EXECUTIVE OFFICE OF THE PRESIDENT,
OFFICE OF EMERGENY PLANNING,
Washington, D.C., July 12, 1965.

Hon. WARREN G. MAGNUSON,

Chairman, Committee on Commerce,

U.S. Senate, Washington, D.C.

DEAR MR. CHAIRMAN: This is in reply to your request for our comments on S. 1727 and H.R. 5401, bills to amend the Interstate Commerce Act to provide for strengthening and improving the national transportation system, and for other purposes.

From the standpoint of national defense preparedness, the Office of Emergency Planning favors measures designed to strengthen the national transportation system upon which we must rely in time of emergency.

The provisions of the subject bills would clearly aid in the control of illegal interstate motor carriage and thus strengthen the motor carrier segment of the national system. We therefore generally favor these bills.

We note that H.R. 5401 as passed by the House of Representatives, is different from S. 1727 as introduced in the Senate. The Office of Emergency Planning defers to the views of the Interstate Commerce Commission on the relative merits of the two bills.

From the standpoint of the administration's program, the Bureau of the Budget advises that there is no objection to the submission of this report. Sincerely,

BUFORD ELLINGTON, Director.

APRIL 5, 1965.

Hon. WARREN G. MAGNUSON,

Chairman, Committee on Commerce,
U.S. Senate, Washington, D.C.

DEAR SENATOR: This is in response to your request for the views of the Department of Justice on S. 1142, a bill to amend sections 20a and 214 of the Interstate Commerce Act.

This bill has been examined, but since its subject matter does not directly affect the activities of the Department of Justice we would prefer not to offer any comment concerning it.

Sincerely,

RAMSEY CLARK, Deputy Attorney General.

MARCH 15, 1965.

Hon. WARREN G. MAGNUSON,

Chairman, Committee on Commerce,
U.S. Senate, Washington, D.C.

DEAR SENATOR: This is in response to your request for the views of the Department of Justice on S. 1144, a bill to repeal the Medals of Honor Act applicable to outstanding acts of heroism involving railroads and motor carriers.

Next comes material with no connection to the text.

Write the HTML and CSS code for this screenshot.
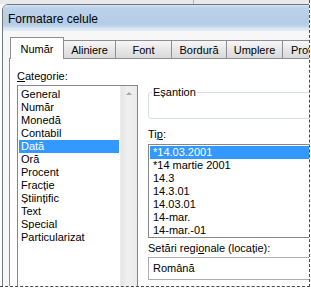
FILE: index.html
```html
<!DOCTYPE html>
<html lang="ro">
<head>
    <meta charset="UTF-8">
    <title>Formatare celule</title>
    <link rel="stylesheet" href="styles.css">
</head>
<body>
    <div class="frame">
        <div class="backdrop"><span class="tick"></span></div>
        <div class="dialog">
            <div class="titlebar">Formatare celule</div>
            <div class="dialog-body">
                <div class="tabs">
                    <div class="tab active">Număr</div>
                    <div class="tab">Aliniere</div>
                    <div class="tab">Font</div>
                    <div class="tab">Bordură</div>
                    <div class="tab">Umplere</div>
                    <div class="tab">Protecție</div>
                </div>
                <div class="panel">
                    <div class="col-left">
                        <div class="label"><u>C</u>ategorie:</div>
                        <div class="listbox categories">
                            <ul class="items">
                                <li>General</li>
                                <li>Număr</li>
                                <li>Monedă</li>
                                <li>Contabil</li>
                                <li class="selected">Dată</li>
                                <li>Oră</li>
                                <li>Procent</li>
                                <li>Fracție</li>
                                <li>Științific</li>
                                <li>Text</li>
                                <li>Special</li>
                                <li>Particularizat</li>
                            </ul>
                            <div class="scrollbar"><span class="arrow-up"></span></div>
                        </div>
                    </div>
                    <div class="col-right">
                        <fieldset class="sample">
                            <legend>Eșantion</legend>
                        </fieldset>
                        <div class="label tip-label">Ti<u>p</u>:</div>
                        <ul class="listbox types">
                            <li class="selected">*14.03.2001</li>
                            <li>*14 martie 2001</li>
                            <li>14.3</li>
                            <li>14.3.01</li>
                            <li>14.03.01</li>
                            <li>14-mar.</li>
                            <li>14-mar.-01</li>
                        </ul>
                        <div class="label locale-label">Setări regi<u>o</u>nale (locație):</div>
                        <div class="combo">Română</div>
                    </div>
                </div>
            </div>
        </div>
    </div>
</body>
</html>
```

FILE: styles.css
```css
html, body {
    margin: 0;
    background: #fff;
    font-family: 'Liberation Sans', Arial, sans-serif;
    font-size: 11px;
    color: #000;
}
.frame {
    width: 309px;
    height: 286px;
    overflow: hidden;
    border-right: 1px dashed #4a4a4a;
    border-bottom: 1px dashed #4a4a4a;
}
.backdrop {
    height: 4px;
    background: #e9e9e9;
    position: relative;
}
.tick {
    position: absolute;
    left: 193px;
    top: 0;
    width: 1px;
    height: 4px;
    background: #b5b5b5;
}
.dialog {
    margin-left: 2px;
    width: 330px;
    height: 300px;
    border: 1px solid #6e7783;
    border-radius: 6px 6px 0 0;
    background: #f7f7f7;
}
.titlebar {
    height: 26px;
    line-height: 28px;
    padding-left: 5px;
    font-size: 12px;
    border-radius: 5px 5px 0 0;
    background: linear-gradient(to bottom, #d5e3f2 0, #bcd2ea 3px, #b4cce7 18px, #bcd2ea 21px, #d6e4f2 23px, #e6eef7 26px);
}
.dialog-body {
    padding: 6px 0 0 6px;
}
.tabs {
    display: flex;
    align-items: flex-end;
    height: 21px;
    margin-left: 1px;
    position: relative;
    z-index: 1;
}
.tab {
    flex: none;
    height: 18px;
    line-height: 18px;
    box-sizing: border-box;
    border: 1px solid #8c8e94;
    border-bottom: none;
    border-left: none;
    background: linear-gradient(to bottom, #f7f7f7, #e4e4e4 60%, #dadada);
    text-align: center;
    white-space: nowrap;
}
.tab:nth-child(2) { width: 52px; }
.tab:nth-child(3) { width: 56px; }
.tab:nth-child(4) { width: 55px; }
.tab:nth-child(5) { width: 56px; }
.tab:nth-child(6) { width: 60px; text-align: left; padding-left: 8px; }
.tab.active {
    width: 54px;
    height: 22px;
    line-height: 22px;
    border-left: 1px solid #8c8e94;
    background: #fff;
    margin-bottom: -1px;
}
.panel {
    display: flex;
    gap: 10px;
    height: 260px;
    padding: 11px 0 0 7px;
    background: #fff;
    border: 1px solid #8c8e94;
    border-right: none;
}
.label {
    height: 13px;
    line-height: 13px;
}
.label u {
    text-decoration-thickness: 1px;
    text-underline-offset: 1px;
}
.col-left {
    width: 121px;
    flex: none;
}
.listbox {
    margin: 0;
    padding: 0;
    list-style: none;
    border: 1px solid #828790;
    background: #fff;
}
.categories {
    margin-top: 2px;
    height: 220px;
    display: flex;
}
.items {
    flex: 1;
    margin: 0;
    padding: 2px 1px 0 1px;
    list-style: none;
}
.items li, .types li {
    height: 13px;
    line-height: 13px;
    padding-left: 2px;
}
.selected {
    background: #3399ff;
    color: #fff;
}
.scrollbar {
    width: 16px;
    flex: none;
    background: linear-gradient(to right, #e4e4e4, #f0f0f0 40%, #ebebeb);
    border-left: 1px solid #ececec;
    position: relative;
}
.arrow-up {
    position: absolute;
    left: 5px;
    top: 6px;
    border-left: 3px solid transparent;
    border-right: 3px solid transparent;
    border-bottom: 3px solid #a7a7a7;
}
.col-right {
    width: 200px;
    flex: none;
    padding-top: 16px;
}
.sample {
    margin: 0;
    padding: 0;
    height: 31px;
    border: 1px solid #d5dfe5;
    border-radius: 3px;
}
.sample legend {
    margin-left: 3px;
    padding: 0 1px;
    line-height: 13px;
}
.tip-label {
    margin-top: 9px;
}
.types {
    margin-top: 3px;
    padding: 1px 0 0 1px;
    height: 91px;
}
.types li {
    padding-left: 3px;
}
.locale-label {
    margin-top: 4px;
}
.combo {
    margin-top: 2px;
    height: 21px;
    line-height: 21px;
    padding-left: 4px;
    border: 1px solid #abadb3;
    border-right: none;
}
```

This bill has been examined, but since its subject matter does not directly affect the activities of the Department of Justice, we would prefer not to offer any comment concerning it.

Sincerely,

RAMSEY CLARK, Deputy Attorney General.

MARCH 22, 1965.

Hon. WARREN G. MAGNUSON,
Chairman, Committee on Commerce,
U.S. Senate, Washington, D.C.

DEAR SENATOR: This is in response to your request for the views of the Department of Justice on S. 1145, a bill to amend section 1(22) of the Interstate Commerce Act so as expressly to include within the exemption provided therein the construction, acquisition, operation, abandonment, and joint ownership or joint use of spur, industrial, team, switching, or side tracks, and terminals incidental thereto, and for other purposes.

This bill has been examined, but since its subject matter does not directly affect the activities of the Department of Justice we would prefer not to offer any comment concerning it.

Sincerely,

RAMSEY CLARK, Deputy Attorney General.

MARCH 18, 1965.

Hon. WARREN G. MAGNUSON,

Chairman, Committee on Commerce,

U.S. Senate, Washington, D.C.

DEAR SENATOR: This is in response to your request for the views of the Department of Justice on S. 1148, a bill to amend the Interstate Commerce Act to enable the Interstate Commerce Commission to utilize its employees more effectively and to improve administrative efficiency.

This bill has been examined, but since its subject matter does not directly affect the activities of the Department of Justice we would prefer not to offer any comment concerning it.

Sincerely,

RAMSEY CLARK, Deputy Attorney General.

GENERAL COUNSEL OF THE DEPARTMENT OF COMMERCE,
Washington, D.C., August 11, 1965.

Hon. WARREN G. MAGNUSON,

Chairman, Committee on Commerce,
U.S. Senate, Washington, D.C.

DEAR MR. CHAIRMAN: This is in reply to your letter of June 23, requesting further comments of this Department on S. 1150 as it has been reported out of the Surface Transportation Subcommittee. S. 1150 is a bill to amend section 20a (12) of the Interstate Commerce Act to eliminate the necessity for prior approval of the Commission for a person to hold the position of officer or director of more than one carrier when such carriers are in a single integrated system of carriers lawfully operated under common control, and for other purposes.

A similar bill was H.R. 5241 which passed the House and is also before your committee.

Originally the bill had two provisions. One provision would eliminate the section 20a (12) requirement for Interstate Commerce Commission approval of directors or officers serving more than one carrier subject to part I of the Interstate Commerce Act where the carriers were operated lawfully under common control or management. The other provision would make it unlawful without authority of the Commission for a director, officer, or partner of a firm to hold the position of officer or director of a carrier subject to part I of the act when any other director, officer, or partner of the same firm holds the position of officer or director of another such carrier except where the carriers are lawfully operated under common control or management. The purpose of this provision is to close a loophole in the present regulation of interlocking directorships where different persons representing the same firm may serve on two or more carriers.

The Department finds no problem with the first provision of the bill that would eliminate regulation of interlocking directorships or officers of two or more carriers lawfully operating under common control. It would appear that the public interest aspects of such common control would have been decided in the action by the Commission approving such common control, and not in the continuing surveillance of the nomination of officers and directors.